Charles Olson mentions Creeley, who taught with him at Black Mountain, with the mantra: "Form is never more than an extension of Content". This means that the poem's Content--the words, the metaphors, the Space--can never be separate from the Form--the structure, the rhyme scheme, the punctuation, the spaces, the metonymy, the Time--therefore, it's all married into one thing=the Poem, and even the experience of Reading the Poem, or the Performance of the Poem. Metaphor is a hierarchical marriage of two things: The Girl is a Rose, the Test is a Piece of Cake, the Light bulb is an Idea. One thing is not being compared to the other thing, it actually IS the other thing. Content IS Form, and Form IS content.
Metaphor (Space) and Metonymy (Time) are on a separate axis from one another. Metaphor measures the hierarchical relationship, Metonymy allows for a medium in which the metaphor can be expressed--just as language is expressed with words and speech that unfold over time--and the spark of "Is", which allows for this poem to occur is the breath of life. Space is the Empty Vessel, Time is the River, and the Breath that allows for Speech is the Wind that moves along that Vessel.
This is something I came up with in my philosophy class, and I heard a variation of it in class during the last lecture. It stuck out, and here is my version of it: All things in language are metaphors.

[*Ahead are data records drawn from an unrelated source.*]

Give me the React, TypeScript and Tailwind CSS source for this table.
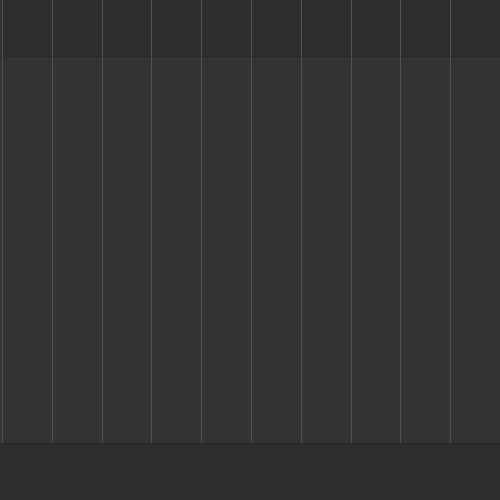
const COLUMNS = Array.from({ length: 10 }, (_, i) => i);

export default function App() {
  return (
    <div className="flex h-[500px] w-[500px] flex-col overflow-hidden bg-[#2d2d2d]">
      {/* grid area: header row + body */}
      <div className="flex h-[443px] bg-[#333333] pl-[2px]">
        {COLUMNS.map((i) => (
          <div key={i} className="flex flex-1 flex-col border-l border-[#525252]">
            <div className="h-[57px] border-b border-[#2a2a2a] bg-[#2e2e2e]" />
            <div className="flex-1 bg-[#333333]" />
          </div>
        ))}
      </div>
      {/* footer */}
      <div className="flex-1 border-t border-[#262626] bg-[#2d2d2d]" />
    </div>
  );
}
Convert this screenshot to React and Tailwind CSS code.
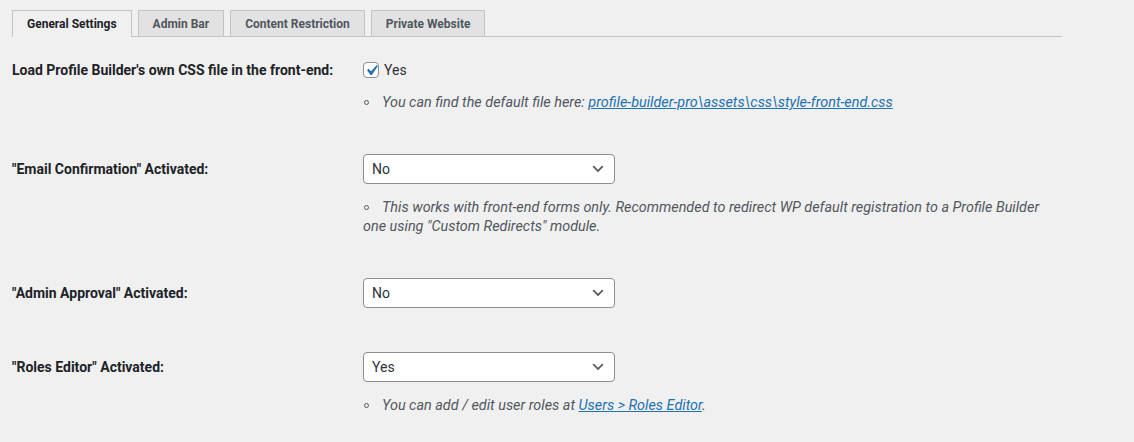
import React from 'react';

const font = { fontFamily: 'Roboto, "Liberation Sans", sans-serif' };

const tabs = [
  { label: 'General Settings', active: true },
  { label: 'Admin Bar' },
  { label: 'Content Restriction' },
  { label: 'Private Website' },
];

const Chevron = () => (
  <svg viewBox="0 0 20 20" className="w-4 h-4" fill="#50575e">
    <path d="M5 6l5 5 5-5 2 1-7 7-7-7 2-1z" />
  </svg>
);

const Select = ({ value }) => (
  <div className="w-[252px] h-[30px] flex items-center justify-between pl-2 pr-2 bg-white border border-[#8c8f94] rounded-[4px] text-[14px] text-[#2c3338]">
    <span>{value}</span>
    <Chevron />
  </div>
);

const Bullet = () => (
  <span className="inline-block w-[5px] h-[5px] rounded-full border border-[#50575e] align-middle mr-[13px] ml-[1px] mb-[2px]" />
);

const Description = ({ children }) => (
  <p className="text-[14.4px] leading-[19px] italic text-[#50575e] w-[690px]">
    <Bullet />
    {children}
  </p>
);

const Row = ({ label, children, className = '' }) => (
  <div className={`flex items-start ${className}`}>
    <div className="w-[351px] shrink-0 pt-[6px] text-[14px] font-bold text-[#1d2327] leading-[18px]">{label}</div>
    <div>{children}</div>
  </div>
);

export default function App() {
  return (
    <div className="min-h-screen bg-[#f0f0f1] px-3" style={font}>
      {/* tabs */}
      <div className="pt-[10px] w-[1050px] border-b border-[#c3c4c7] flex gap-[6px]">
        {tabs.map((t) => (
          <div
            key={t.label}
            className={`-mb-px px-[14px] flex items-center text-[12px] font-bold border border-[#c3c4c7] border-b-0 ${
              t.active ? 'bg-[#f0f0f1] text-[#1d2327] h-[27px]' : 'bg-[#e2e2e3] text-[#50575e] mb-0 h-[26px]'
            }`}
          >
            {t.label}
          </div>
        ))}
      </div>

      <Row label="Load Profile Builder's own CSS file in the front-end:" className="mt-[18px]">
        <div className="flex items-center gap-[5px] h-[30px]">
          <span className="w-4 h-4 bg-white border border-[#8c8f94] rounded-[4px] flex items-center justify-center overflow-visible">
            <svg viewBox="0 0 20 20" className="w-[21px] h-[21px] shrink-0 -m-[3px]" fill="#2271b1">
              <path d="M14.83 4.89l1.34.94-5.81 8.38H9.02L5.78 9.67l1.34-1.25 2.57 2.4z" />
            </svg>
          </span>
          <span className="text-[14px] text-[#2c3338]">Yes</span>
        </div>
        <div className="mt-[8px]">
          <Description>
            You can find the default file here:{' '}
            <a href="#" className="text-[#2271b1] underline">profile-builder-pro\assets\css\style-front-end.css</a>
          </Description>
        </div>
      </Row>

      <Row label={'"Email Confirmation" Activated:'} className="mt-[42px]">
        <Select value="No" />
        <div className="mt-[14px]">
          <Description>
            This works with front-end forms only. Recommended to redirect WP default registration to a Profile Builder one using "Custom Redirects" module.
          </Description>
        </div>
      </Row>

      <Row label={'"Admin Approval" Activated:'} className="mt-[42px]">
        <Select value="No" />
      </Row>

      <Row label={'"Roles Editor" Activated:'} className="mt-[44px]">
        <Select value="Yes" />
        <div className="mt-[14px]">
          <Description>
            You can add / edit user roles at{' '}
            <a href="#" className="text-[#2271b1] underline">Users &gt; Roles Editor</a>.
          </Description>
        </div>
      </Row>
    </div>
  );
}
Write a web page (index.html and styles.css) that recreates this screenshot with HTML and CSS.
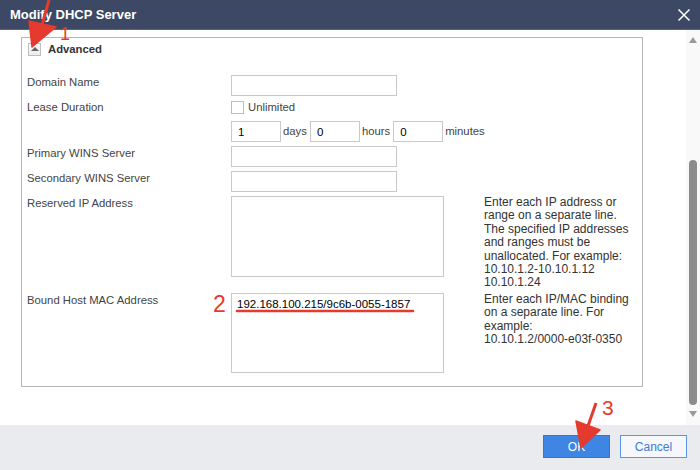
FILE: index.html
```html
<!DOCTYPE html>
<html lang="en">
  <head>
    <meta charset="UTF-8" />
    <meta name="viewport" content="width=device-width, initial-scale=1.0" />
    <title>Modify DHCP Server</title>
    <link rel="stylesheet" href="styles.css">
  </head>
  <body>
    <div class="dialog">
      <div class="titlebar">
        <span class="title">Modify DHCP Server</span>
        <svg class="close" width="14" height="14" viewBox="0 0 14 14">
          <path d="M1.5 1.5 L12.5 12.5 M12.5 1.5 L1.5 12.5" stroke="#fff" stroke-width="1.5" fill="none" />
        </svg>
      </div>

      <div class="main">
        <div class="content">
          <div class="panel">
            <div class="panel-head">
              <span class="toggle"><span class="caret"></span></span>
              <span class="panel-title">Advanced</span>
            </div>

            <div class="row">
              <label class="lbl">Domain Name</label>
              <input type="text" class="txt txt-wide" />
            </div>

            <div class="row row-lease">
              <label class="lbl">Lease Duration</label>
              <span class="check"></span>
              <span class="check-text">Unlimited</span>
            </div>

            <div class="row">
              <span class="lbl"></span>
              <input type="text" class="txt txt-num" value="1" />
              <span class="unit">days</span>
              <input type="text" class="txt txt-num" value="0" />
              <span class="unit">hours</span>
              <input type="text" class="txt txt-num" value="0" />
              <span class="unit">minutes</span>
            </div>

            <div class="row">
              <label class="lbl">Primary WINS Server</label>
              <input type="text" class="txt txt-wide" />
            </div>

            <div class="row">
              <label class="lbl">Secondary WINS Server</label>
              <input type="text" class="txt txt-wide" />
            </div>

            <div class="row row-reserved">
              <label class="lbl">Reserved IP Address</label>
              <textarea class="area area-reserved"></textarea>
              <p class="help">Enter each IP address or range on a separate line. The specified IP addresses and ranges must be unallocated. For example:<br />10.10.1.2-10.10.1.12<br />10.10.1.24</p>
            </div>

            <div class="row">
              <label class="lbl">Bound Host MAC Address</label>
              <textarea class="area area-bound">192.168.100.215/9c6b-0055-1857</textarea>
              <p class="help">Enter each IP/MAC binding on a separate line. For example:<br />10.10.1.2/0000-e03f-0350</p>
            </div>
          </div>
        </div>

        <div class="scrollbar">
          <span class="sb-up"></span>
          <span class="sb-thumb"></span>
          <span class="sb-down"></span>
        </div>
      </div>

      <div class="footer">
        <button class="btn btn-ok">OK</button>
        <button class="btn btn-cancel">Cancel</button>
      </div>

      <!-- annotation marks drawn over the dialog -->
      <svg class="marks" width="700" height="470" viewBox="0 0 700 470">
        <g fill="#e53a2e" stroke="#e53a2e">
          <line x1="49" y1="0" x2="42" y2="25" stroke-width="3" />
          <polygon points="29,21 56,27 32,47" stroke-width="1.5" stroke-linejoin="round" />
          <line x1="596" y1="403" x2="588" y2="426" stroke-width="3" />
          <polygon points="576,421 600,430 581,448" stroke-width="1.5" stroke-linejoin="round" />
          <line x1="237" y1="311" x2="413" y2="311" stroke-width="2.5" stroke-linecap="round" />
        </g>
        <g class="mark-num">
          <text x="60" y="40" font-size="18">1</text>
          <text x="213" y="312" font-size="23">2</text>
          <text x="602" y="415" font-size="21">3</text>
        </g>
      </svg>
    </div>
  </body>
</html>
```

FILE: styles.css
```css
* {
  margin: 0;
  padding: 0;
  box-sizing: border-box;
}

body {
  font-family: "Liberation Sans", Arial, sans-serif;
  font-size: 11.3px;
  color: #333;
  background: #fff;
}

.dialog {
  position: relative;
  width: 700px;
  height: 470px;
  display: flex;
  flex-direction: column;
  overflow: hidden;
}

/* Barra de título */
.titlebar {
  height: 30px;
  background: #3d4964;
  border-bottom: 1px solid #56647f;
  display: flex;
  align-items: center;
  justify-content: space-between;
  padding: 0 9px 0 10px;
}

.title {
  color: #fff;
  font-weight: bold;
  font-size: 13px;
}

.close {
  display: block;
}

.main {
  flex: 1;
  display: flex;
  background: #fff;
}

.content {
  flex: 1;
  padding: 7px 0 0 21px;
}

.panel {
  width: 622px;
  height: 350px;
  border: 1px solid #b5b5b5;
  padding: 4px 0 0 5px;
}

.panel-head {
  display: flex;
  align-items: center;
  gap: 7px;
  height: 14px;
  margin-left: 1px;
  margin-bottom: 19px;
}

.toggle {
  width: 13px;
  height: 13px;
  border: 1px solid #bdbdbd;
  background: linear-gradient(#fbfbfb, #ececec);
  display: flex;
  align-items: center;
  justify-content: center;
}

.caret {
  width: 0;
  height: 0;
  border-left: 4px solid transparent;
  border-right: 4px solid transparent;
  border-bottom: 4px solid #666;
}

.panel-title {
  font-weight: bold;
  color: #333;
}

/* Linhas do formulário */
.row {
  display: flex;
  align-items: flex-start;
  margin-bottom: 4px;
}

.row-lease {
  align-items: center;
  margin-bottom: 7px;
}

.row-reserved {
  margin-bottom: 3px;
}

.lbl {
  width: 204px;
  flex-shrink: 0;
  line-height: 14px;
  color: #444;
}

.txt {
  height: 21px;
  border: 1px solid #c9c9c9;
  padding: 0 6px;
  font-family: "Liberation Sans", Arial, sans-serif;
  font-size: 11.5px;
  color: #000;
  outline: none;
}

.txt-wide {
  width: 166px;
}

.txt-num {
  width: 50px;
}

.unit {
  line-height: 21px;
  margin: 0 3px 0 2px;
  color: #444;
}

.check {
  width: 13px;
  height: 13px;
  border: 1px solid #bdbdbd;
  background: #fff;
}

.check-text {
  margin-left: 4px;
  color: #444;
}

.area {
  width: 213px;
  border: 1px solid #c9c9c9;
  padding: 3px 5px;
  font-family: "Liberation Sans", Arial, sans-serif;
  font-size: 11.5px;
  line-height: 14px;
  color: #000;
  resize: none;
  outline: none;
  overflow: hidden;
}

.area-reserved {
  height: 81px;
}

.area-bound {
  height: 80px;
}

.help {
  width: 145px;
  margin-left: 40px;
  font-size: 12px;
  line-height: 13.4px;
  color: #333;
}

/* Barra de rolagem */
.scrollbar {
  width: 14px;
  background: #f9f9f9;
  display: flex;
  flex-direction: column;
  align-items: center;
  padding-top: 7px;
}

.sb-up {
  width: 0;
  height: 0;
  border-left: 4px solid transparent;
  border-right: 4px solid transparent;
  border-bottom: 6px solid #999;
}

.sb-thumb {
  width: 8px;
  height: 245px;
  margin-top: 117px;
  border-radius: 4px;
  background: #8c8c8c;
}

.sb-down {
  width: 0;
  height: 0;
  margin-top: 6px;
  border-left: 4px solid transparent;
  border-right: 4px solid transparent;
  border-top: 6px solid #999;
}

/* Rodapé */
.footer {
  height: 45px;
  background: #e9ebef;
  display: flex;
  justify-content: flex-end;
  align-items: flex-start;
  gap: 10px;
  padding: 10px 13px 0 0;
}

.btn {
  width: 67px;
  height: 23px;
  font-family: "Liberation Sans", Arial, sans-serif;
  font-size: 12px;
  cursor: pointer;
}

.btn-ok {
  background: #3f86e4;
  border: 1px solid #3576d4;
  color: #fff;
}

.btn-cancel {
  background: #f5f7fa;
  border: 1px solid #5b94e8;
  color: #3b7bdb;
}

.marks {
  position: absolute;
  left: 0;
  top: 0;
  pointer-events: none;
}

.mark-num {
  fill: #e53a2e;
  font-family: "Liberation Sans", Arial, sans-serif;
}
```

A single thing cannot exist without being related to another thing. Otherwise it's not real, or it makes no sense! So: A thing can only be real, once it becomes something else. The becomes=IS. Metaphors exist not only in language, we think in metaphors as well.
Professor Bonilla's definition of Metaphor: "Giving the thing a name, that means something else."
and I believe that we give "the thing" a name that means something else because we can never actually Articulate "The Thing" in the first place. We only get as far as a parabola gets to its limit.
Every Irony requires a metaphor, because EVERYTHING requires a metaphor.
What other philosophical stuff can I get into that pertains to the poetry and Olson's Projective Verse??
Just as "Form is never more than an extension of Content", the two parts of language: Time (Metonymy) and Space (Metaphor), even though they appear to be two perpendicular lines separate from each other, they are STILL on the same plane. No matter what, they are married, and can never be divorced.
Forgive me if this isn't terribly clear, it is just a way to get all of my ideas out. Maybe something will stick out and actually make rational sense!